Supplied records:
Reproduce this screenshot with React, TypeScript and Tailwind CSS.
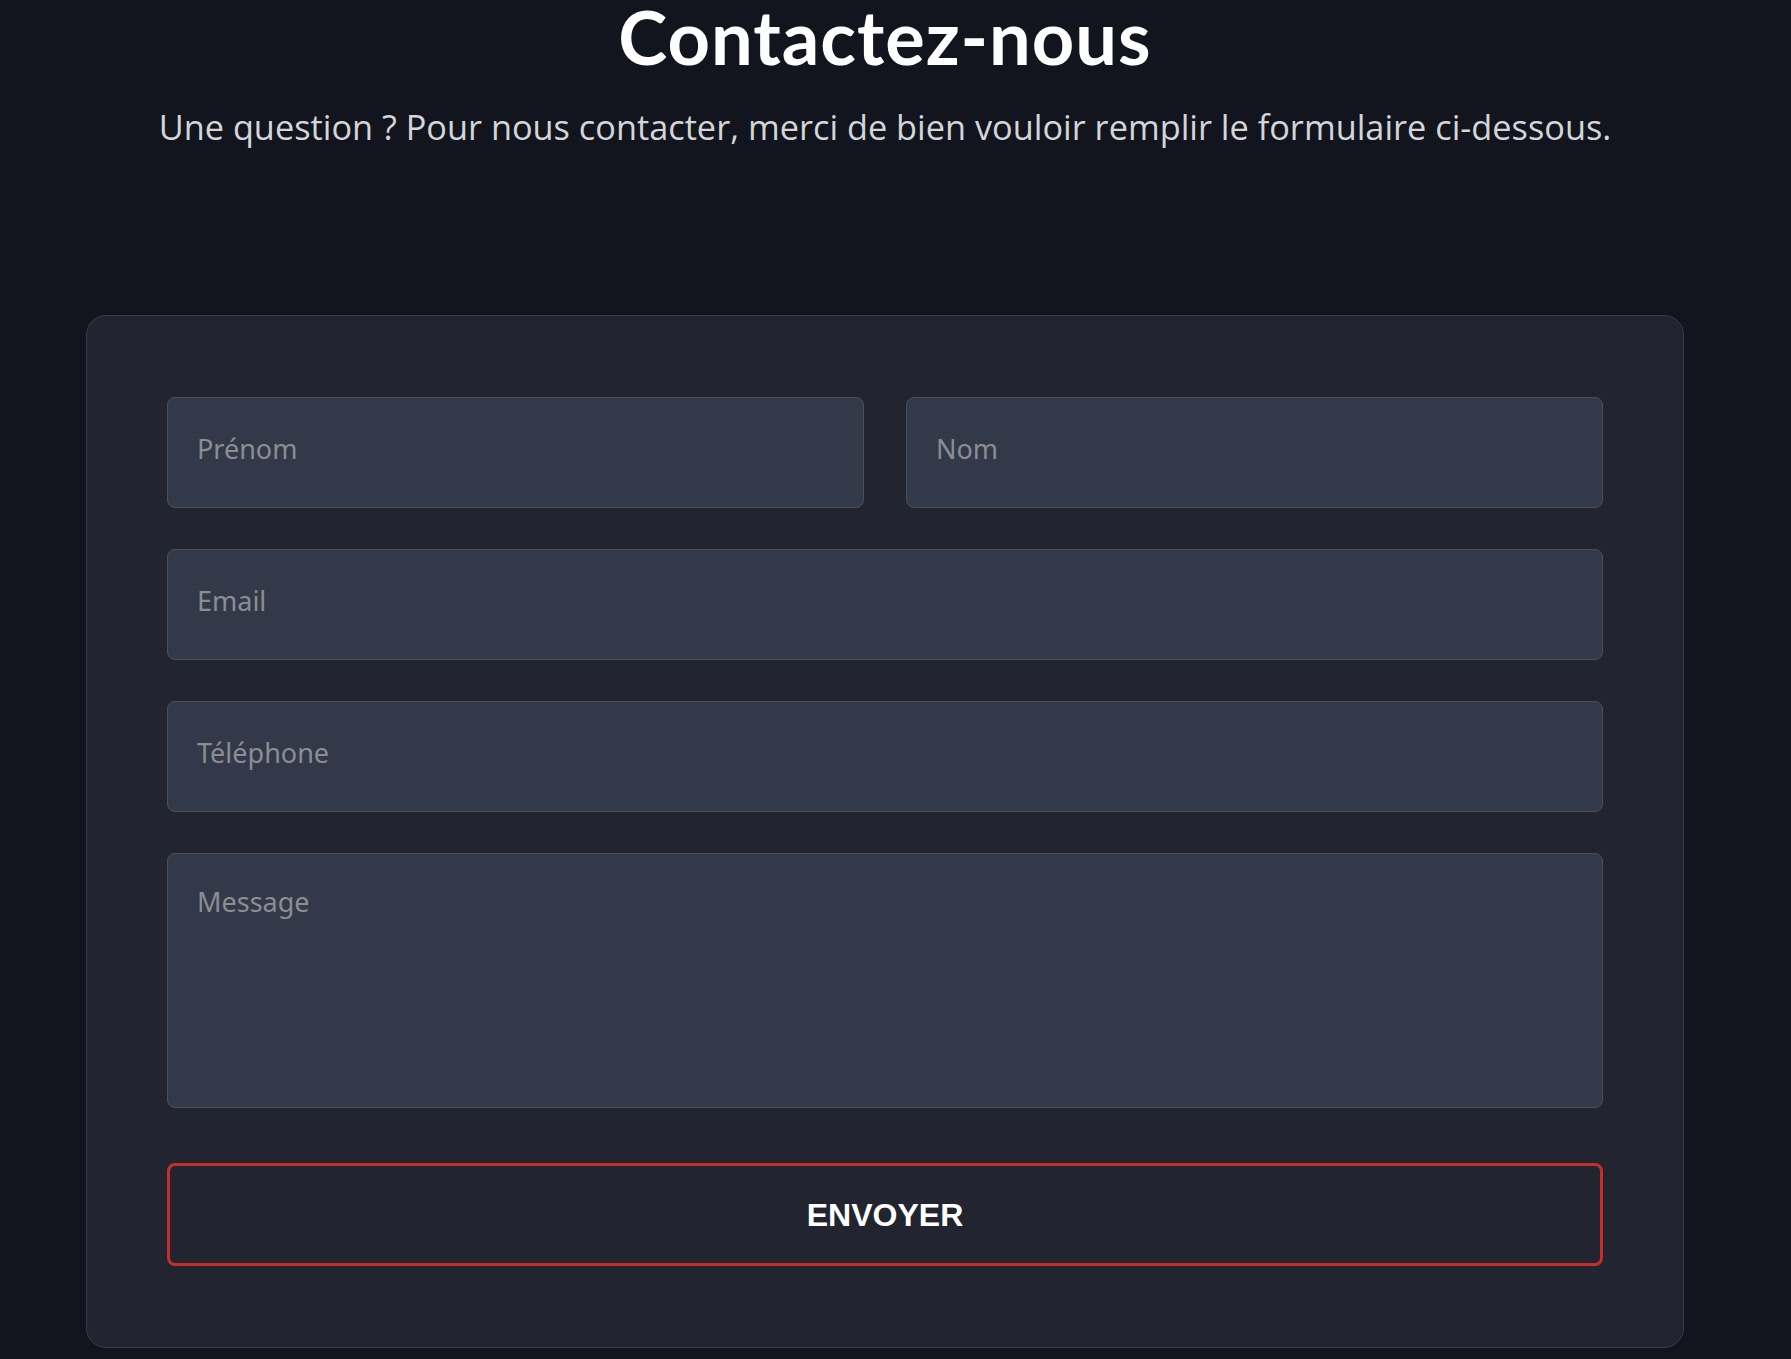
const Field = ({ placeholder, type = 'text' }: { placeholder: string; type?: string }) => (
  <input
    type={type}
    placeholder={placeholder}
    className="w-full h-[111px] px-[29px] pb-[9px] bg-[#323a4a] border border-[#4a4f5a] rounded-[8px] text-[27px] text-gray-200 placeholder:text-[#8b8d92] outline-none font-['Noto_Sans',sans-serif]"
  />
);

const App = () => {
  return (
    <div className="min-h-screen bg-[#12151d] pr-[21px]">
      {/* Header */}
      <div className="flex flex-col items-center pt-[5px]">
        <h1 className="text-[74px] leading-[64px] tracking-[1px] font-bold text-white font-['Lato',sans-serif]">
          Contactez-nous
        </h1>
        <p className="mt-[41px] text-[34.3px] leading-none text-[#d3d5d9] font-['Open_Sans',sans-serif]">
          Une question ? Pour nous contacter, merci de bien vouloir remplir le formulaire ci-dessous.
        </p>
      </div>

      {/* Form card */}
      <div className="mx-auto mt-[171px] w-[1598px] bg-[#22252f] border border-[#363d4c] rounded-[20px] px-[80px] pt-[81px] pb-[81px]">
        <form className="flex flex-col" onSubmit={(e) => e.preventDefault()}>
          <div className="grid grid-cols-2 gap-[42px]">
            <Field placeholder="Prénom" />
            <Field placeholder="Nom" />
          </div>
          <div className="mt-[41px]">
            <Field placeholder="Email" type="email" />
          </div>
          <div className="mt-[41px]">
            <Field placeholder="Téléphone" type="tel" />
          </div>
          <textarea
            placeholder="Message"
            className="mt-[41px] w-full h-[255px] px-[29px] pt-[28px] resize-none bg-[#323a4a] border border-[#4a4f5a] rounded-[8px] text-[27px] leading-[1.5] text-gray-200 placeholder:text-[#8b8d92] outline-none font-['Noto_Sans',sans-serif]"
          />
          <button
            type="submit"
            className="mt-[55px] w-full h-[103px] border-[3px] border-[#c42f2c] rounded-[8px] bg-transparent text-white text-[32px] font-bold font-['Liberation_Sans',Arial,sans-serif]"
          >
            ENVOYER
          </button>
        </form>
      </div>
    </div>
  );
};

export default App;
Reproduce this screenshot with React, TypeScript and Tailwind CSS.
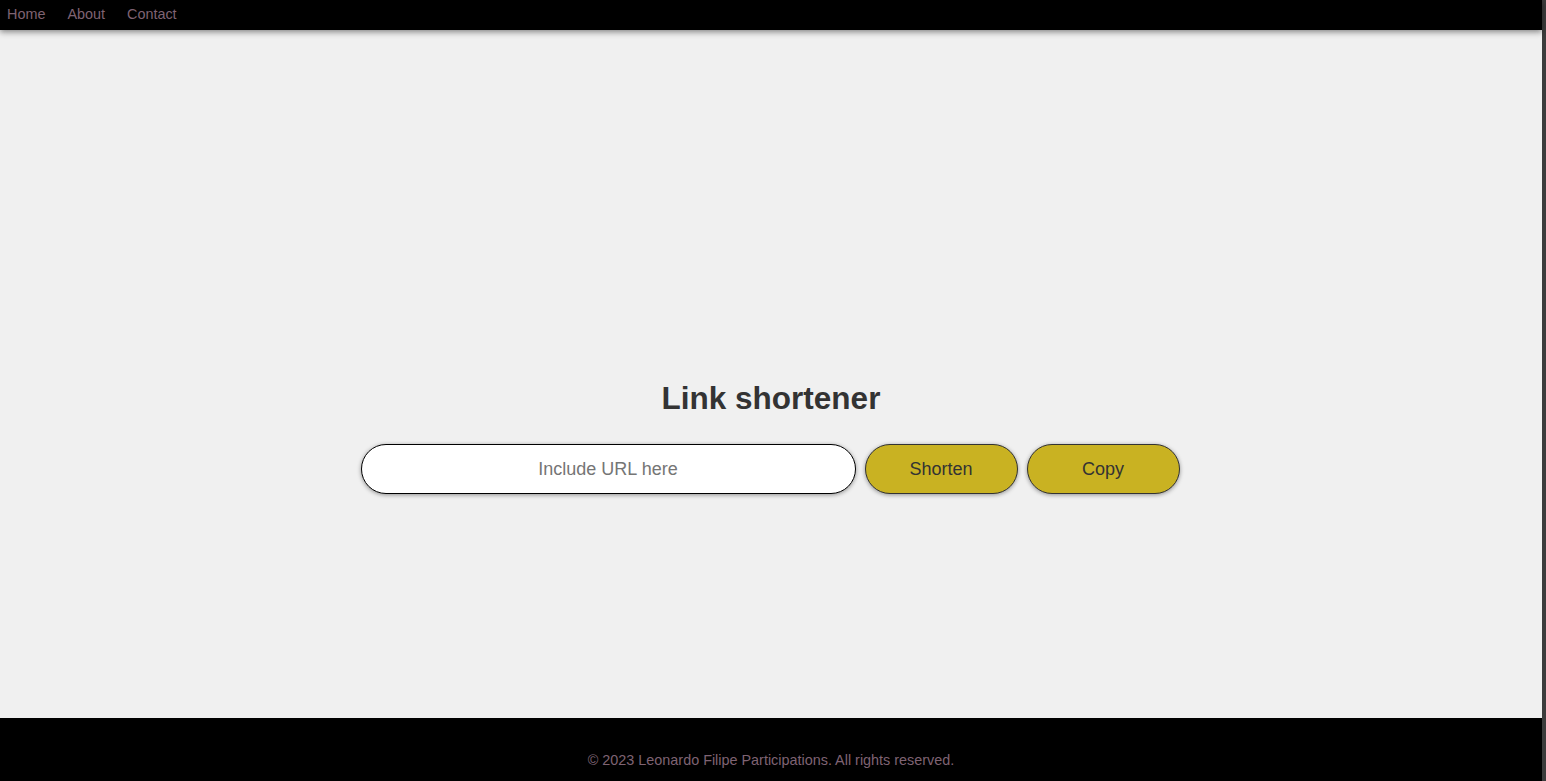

Task instructions:
Drop the images and quote the entries word for word.

Problem solution:
Reproduce this screenshot with React, TypeScript and Tailwind CSS.
const Field = ({ placeholder, type = 'text' }: { placeholder: string; type?: string }) => (
  <input
    type={type}
    placeholder={placeholder}
    className="w-full h-[111px] px-[29px] pb-[9px] bg-[#323a4a] border border-[#4a4f5a] rounded-[8px] text-[27px] text-gray-200 placeholder:text-[#8b8d92] outline-none font-['Noto_Sans',sans-serif]"
  />
);

const App = () => {
  return (
    <div className="min-h-screen bg-[#12151d] pr-[21px]">
      {/* Header */}
      <div className="flex flex-col items-center pt-[5px]">
        <h1 className="text-[74px] leading-[64px] tracking-[1px] font-bold text-white font-['Lato',sans-serif]">
          Contactez-nous
        </h1>
        <p className="mt-[41px] text-[34.3px] leading-none text-[#d3d5d9] font-['Open_Sans',sans-serif]">
          Une question ? Pour nous contacter, merci de bien vouloir remplir le formulaire ci-dessous.
        </p>
      </div>

      {/* Form card */}
      <div className="mx-auto mt-[171px] w-[1598px] bg-[#22252f] border border-[#363d4c] rounded-[20px] px-[80px] pt-[81px] pb-[81px]">
        <form className="flex flex-col" onSubmit={(e) => e.preventDefault()}>
          <div className="grid grid-cols-2 gap-[42px]">
            <Field placeholder="Prénom" />
            <Field placeholder="Nom" />
          </div>
          <div className="mt-[41px]">
            <Field placeholder="Email" type="email" />
          </div>
          <div className="mt-[41px]">
            <Field placeholder="Téléphone" type="tel" />
          </div>
          <textarea
            placeholder="Message"
            className="mt-[41px] w-full h-[255px] px-[29px] pt-[28px] resize-none bg-[#323a4a] border border-[#4a4f5a] rounded-[8px] text-[27px] leading-[1.5] text-gray-200 placeholder:text-[#8b8d92] outline-none font-['Noto_Sans',sans-serif]"
          />
          <button
            type="submit"
            className="mt-[55px] w-full h-[103px] border-[3px] border-[#c42f2c] rounded-[8px] bg-transparent text-white text-[32px] font-bold font-['Liberation_Sans',Arial,sans-serif]"
          >
            ENVOYER
          </button>
        </form>
      </div>
    </div>
  );
};

export default App;
Reproduce this screenshot with React, TypeScript and Tailwind CSS.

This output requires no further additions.